Exercise
Beneath this line sits some data. Return only its lines from the one holding "Write the React, TypeScript" through the one holding "const [showText, setShowText]", inclusive, exactly, with the images removed.

========

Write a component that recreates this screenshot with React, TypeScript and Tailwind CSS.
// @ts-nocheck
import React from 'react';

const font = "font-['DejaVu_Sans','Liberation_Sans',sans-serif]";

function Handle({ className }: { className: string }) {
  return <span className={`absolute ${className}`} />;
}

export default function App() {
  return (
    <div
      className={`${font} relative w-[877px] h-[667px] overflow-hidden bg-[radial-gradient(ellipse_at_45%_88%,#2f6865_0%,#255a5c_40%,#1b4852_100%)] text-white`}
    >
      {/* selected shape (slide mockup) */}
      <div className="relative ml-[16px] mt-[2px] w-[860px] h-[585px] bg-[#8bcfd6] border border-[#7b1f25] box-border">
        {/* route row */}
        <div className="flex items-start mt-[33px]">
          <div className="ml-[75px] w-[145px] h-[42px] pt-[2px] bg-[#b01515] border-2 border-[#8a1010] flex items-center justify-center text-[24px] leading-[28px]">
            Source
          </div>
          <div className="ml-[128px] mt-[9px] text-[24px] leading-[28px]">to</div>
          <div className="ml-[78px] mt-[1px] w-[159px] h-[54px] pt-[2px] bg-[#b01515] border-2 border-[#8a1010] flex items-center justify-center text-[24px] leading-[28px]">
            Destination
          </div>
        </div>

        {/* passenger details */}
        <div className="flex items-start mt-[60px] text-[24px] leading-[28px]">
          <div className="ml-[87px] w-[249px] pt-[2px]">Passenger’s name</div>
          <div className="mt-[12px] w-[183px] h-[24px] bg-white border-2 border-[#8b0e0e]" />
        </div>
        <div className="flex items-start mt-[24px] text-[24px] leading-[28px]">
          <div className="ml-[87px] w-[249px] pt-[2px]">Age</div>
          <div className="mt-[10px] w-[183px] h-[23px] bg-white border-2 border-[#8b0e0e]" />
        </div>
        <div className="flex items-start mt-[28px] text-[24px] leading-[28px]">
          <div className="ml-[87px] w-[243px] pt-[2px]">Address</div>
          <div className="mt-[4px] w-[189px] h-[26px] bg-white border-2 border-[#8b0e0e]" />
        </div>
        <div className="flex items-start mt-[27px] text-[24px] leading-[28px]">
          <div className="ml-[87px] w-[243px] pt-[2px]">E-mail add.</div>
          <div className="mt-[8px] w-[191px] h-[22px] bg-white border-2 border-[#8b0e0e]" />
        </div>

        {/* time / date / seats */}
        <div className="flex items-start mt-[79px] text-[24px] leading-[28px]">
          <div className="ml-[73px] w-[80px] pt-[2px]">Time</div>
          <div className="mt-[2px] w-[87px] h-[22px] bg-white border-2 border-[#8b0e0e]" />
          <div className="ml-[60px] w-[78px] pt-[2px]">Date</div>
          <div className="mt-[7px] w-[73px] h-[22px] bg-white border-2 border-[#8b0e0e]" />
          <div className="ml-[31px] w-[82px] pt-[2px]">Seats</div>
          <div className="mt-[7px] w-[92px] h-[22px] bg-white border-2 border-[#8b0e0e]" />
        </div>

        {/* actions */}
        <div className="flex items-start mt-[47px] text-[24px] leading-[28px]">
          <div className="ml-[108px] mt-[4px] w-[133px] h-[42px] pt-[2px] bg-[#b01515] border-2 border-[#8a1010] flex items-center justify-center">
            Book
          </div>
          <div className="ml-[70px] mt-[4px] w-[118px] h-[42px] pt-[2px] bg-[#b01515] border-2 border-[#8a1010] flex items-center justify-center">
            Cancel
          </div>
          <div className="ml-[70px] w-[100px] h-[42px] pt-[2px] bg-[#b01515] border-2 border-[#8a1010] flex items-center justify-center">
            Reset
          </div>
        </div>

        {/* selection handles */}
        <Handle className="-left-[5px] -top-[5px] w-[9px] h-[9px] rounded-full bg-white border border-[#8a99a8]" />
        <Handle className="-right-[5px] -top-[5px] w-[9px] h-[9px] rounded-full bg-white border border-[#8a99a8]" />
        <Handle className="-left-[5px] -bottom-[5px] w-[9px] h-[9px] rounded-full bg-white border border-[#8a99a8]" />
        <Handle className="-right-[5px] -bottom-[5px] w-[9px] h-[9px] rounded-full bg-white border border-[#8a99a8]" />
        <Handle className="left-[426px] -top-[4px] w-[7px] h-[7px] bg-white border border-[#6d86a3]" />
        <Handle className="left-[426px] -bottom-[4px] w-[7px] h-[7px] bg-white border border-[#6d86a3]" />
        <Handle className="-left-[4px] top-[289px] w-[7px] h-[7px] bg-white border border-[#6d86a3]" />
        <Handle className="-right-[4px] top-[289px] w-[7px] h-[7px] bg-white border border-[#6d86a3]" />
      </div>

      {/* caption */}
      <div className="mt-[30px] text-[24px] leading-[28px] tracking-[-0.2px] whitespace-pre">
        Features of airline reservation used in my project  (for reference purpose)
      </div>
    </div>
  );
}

========

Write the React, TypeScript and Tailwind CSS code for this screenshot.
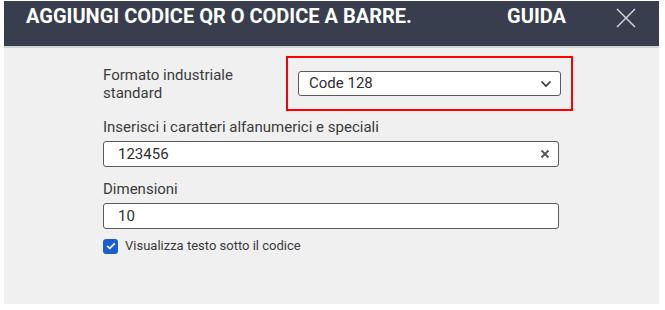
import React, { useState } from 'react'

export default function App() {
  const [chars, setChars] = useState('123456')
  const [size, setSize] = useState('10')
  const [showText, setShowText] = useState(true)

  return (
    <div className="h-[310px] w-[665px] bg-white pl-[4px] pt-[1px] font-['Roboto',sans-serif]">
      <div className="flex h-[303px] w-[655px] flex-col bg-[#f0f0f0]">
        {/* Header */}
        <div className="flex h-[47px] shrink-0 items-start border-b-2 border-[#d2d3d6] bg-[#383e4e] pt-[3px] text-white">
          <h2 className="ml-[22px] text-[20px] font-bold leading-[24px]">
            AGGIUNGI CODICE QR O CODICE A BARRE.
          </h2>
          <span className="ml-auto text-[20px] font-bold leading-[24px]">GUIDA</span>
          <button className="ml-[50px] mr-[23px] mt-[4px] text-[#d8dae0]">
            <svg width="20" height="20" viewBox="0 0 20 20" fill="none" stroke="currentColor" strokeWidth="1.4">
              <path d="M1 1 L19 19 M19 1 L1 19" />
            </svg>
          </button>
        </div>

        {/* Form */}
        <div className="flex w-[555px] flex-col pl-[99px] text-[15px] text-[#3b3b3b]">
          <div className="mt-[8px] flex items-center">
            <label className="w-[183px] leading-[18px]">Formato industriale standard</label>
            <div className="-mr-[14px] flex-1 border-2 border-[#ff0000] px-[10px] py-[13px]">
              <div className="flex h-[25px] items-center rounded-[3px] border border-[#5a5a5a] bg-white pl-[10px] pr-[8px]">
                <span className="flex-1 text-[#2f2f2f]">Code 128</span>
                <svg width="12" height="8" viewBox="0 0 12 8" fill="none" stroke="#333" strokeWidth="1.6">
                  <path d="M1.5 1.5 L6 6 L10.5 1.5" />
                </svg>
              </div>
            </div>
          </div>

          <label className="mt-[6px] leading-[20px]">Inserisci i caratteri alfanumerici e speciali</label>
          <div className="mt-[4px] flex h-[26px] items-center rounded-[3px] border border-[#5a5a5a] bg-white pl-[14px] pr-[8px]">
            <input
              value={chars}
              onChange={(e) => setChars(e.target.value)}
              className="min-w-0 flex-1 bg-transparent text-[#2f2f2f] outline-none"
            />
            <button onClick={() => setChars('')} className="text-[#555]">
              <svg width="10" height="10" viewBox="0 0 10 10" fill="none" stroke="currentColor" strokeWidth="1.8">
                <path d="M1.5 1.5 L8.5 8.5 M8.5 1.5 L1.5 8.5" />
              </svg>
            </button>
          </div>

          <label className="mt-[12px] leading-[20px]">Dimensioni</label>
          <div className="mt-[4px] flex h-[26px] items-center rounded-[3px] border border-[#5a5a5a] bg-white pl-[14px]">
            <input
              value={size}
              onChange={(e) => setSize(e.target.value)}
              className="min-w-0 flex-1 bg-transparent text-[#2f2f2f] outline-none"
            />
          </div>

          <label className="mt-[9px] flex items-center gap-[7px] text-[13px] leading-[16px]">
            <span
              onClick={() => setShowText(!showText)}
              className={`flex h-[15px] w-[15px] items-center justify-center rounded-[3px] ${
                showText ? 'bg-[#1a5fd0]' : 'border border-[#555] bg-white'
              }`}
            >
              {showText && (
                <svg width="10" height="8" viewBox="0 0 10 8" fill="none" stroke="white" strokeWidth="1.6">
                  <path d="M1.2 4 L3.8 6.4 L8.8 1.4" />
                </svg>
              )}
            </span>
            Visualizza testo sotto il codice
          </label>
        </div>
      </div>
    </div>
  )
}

========

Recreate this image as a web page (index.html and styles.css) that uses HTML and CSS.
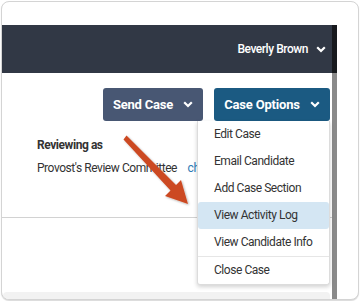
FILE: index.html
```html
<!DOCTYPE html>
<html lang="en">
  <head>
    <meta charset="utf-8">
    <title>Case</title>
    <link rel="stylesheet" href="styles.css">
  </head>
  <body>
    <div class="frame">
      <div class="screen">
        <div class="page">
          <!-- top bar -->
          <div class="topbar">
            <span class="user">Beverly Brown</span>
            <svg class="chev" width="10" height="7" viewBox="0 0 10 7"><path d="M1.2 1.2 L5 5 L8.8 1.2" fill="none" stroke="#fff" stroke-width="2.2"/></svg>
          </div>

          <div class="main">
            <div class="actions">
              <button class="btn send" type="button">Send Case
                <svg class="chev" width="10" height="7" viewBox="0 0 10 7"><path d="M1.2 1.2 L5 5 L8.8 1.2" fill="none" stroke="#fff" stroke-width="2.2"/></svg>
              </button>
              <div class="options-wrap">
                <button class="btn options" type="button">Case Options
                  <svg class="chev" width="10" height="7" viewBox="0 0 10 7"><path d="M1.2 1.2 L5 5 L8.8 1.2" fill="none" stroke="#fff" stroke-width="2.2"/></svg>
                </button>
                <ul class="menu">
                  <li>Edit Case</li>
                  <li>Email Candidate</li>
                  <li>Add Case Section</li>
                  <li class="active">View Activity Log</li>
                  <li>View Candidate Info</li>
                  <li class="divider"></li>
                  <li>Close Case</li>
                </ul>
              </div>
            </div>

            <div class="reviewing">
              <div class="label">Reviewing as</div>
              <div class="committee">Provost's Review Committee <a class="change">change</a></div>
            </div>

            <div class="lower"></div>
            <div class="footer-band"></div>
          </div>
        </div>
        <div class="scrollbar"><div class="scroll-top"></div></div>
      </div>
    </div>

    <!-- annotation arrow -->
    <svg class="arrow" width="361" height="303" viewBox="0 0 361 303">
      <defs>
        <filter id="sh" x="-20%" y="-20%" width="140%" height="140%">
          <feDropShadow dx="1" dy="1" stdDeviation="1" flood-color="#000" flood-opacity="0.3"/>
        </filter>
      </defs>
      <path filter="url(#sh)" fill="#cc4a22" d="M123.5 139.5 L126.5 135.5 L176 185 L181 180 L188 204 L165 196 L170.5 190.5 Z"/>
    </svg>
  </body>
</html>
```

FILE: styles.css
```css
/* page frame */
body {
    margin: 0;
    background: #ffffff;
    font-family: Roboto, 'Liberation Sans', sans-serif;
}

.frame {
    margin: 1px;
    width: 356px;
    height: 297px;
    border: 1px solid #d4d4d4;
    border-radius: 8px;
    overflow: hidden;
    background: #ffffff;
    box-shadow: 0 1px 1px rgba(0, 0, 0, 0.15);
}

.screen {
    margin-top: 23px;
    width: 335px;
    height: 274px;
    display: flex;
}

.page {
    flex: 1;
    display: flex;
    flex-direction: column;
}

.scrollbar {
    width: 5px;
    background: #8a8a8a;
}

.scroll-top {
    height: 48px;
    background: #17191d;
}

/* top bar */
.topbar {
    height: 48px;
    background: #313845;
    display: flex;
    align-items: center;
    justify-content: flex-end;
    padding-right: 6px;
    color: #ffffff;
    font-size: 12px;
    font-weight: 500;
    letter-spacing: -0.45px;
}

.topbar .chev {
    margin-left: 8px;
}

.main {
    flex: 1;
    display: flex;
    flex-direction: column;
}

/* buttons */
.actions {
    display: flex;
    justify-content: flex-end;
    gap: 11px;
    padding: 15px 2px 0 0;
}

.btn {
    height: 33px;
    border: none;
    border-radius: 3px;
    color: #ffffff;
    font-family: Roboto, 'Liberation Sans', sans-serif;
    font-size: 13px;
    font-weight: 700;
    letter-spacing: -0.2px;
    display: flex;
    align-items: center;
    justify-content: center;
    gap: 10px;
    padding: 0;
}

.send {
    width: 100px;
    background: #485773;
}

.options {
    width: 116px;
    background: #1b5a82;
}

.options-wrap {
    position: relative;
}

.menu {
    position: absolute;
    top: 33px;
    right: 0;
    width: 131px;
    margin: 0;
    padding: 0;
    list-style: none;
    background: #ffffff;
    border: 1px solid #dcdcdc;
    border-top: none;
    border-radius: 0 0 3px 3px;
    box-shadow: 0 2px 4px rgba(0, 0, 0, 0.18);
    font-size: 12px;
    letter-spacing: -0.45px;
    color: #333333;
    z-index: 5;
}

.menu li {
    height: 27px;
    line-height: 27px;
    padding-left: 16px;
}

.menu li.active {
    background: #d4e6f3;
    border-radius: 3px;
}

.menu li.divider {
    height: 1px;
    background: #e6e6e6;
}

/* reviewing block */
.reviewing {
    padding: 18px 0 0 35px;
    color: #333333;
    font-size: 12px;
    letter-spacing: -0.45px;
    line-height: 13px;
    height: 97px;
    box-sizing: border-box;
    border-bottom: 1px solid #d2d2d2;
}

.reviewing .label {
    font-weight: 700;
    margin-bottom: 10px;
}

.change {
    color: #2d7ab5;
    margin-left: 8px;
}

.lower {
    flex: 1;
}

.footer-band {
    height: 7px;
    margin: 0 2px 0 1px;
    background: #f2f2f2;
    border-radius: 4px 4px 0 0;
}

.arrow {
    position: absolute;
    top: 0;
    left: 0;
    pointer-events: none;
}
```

========

Solution
Write the React, TypeScript and Tailwind CSS code for this screenshot.
import React, { useState } from 'react'

export default function App() {
  const [chars, setChars] = useState('123456')
  const [size, setSize] = useState('10')
  const [showText, setShowText] = useState(true)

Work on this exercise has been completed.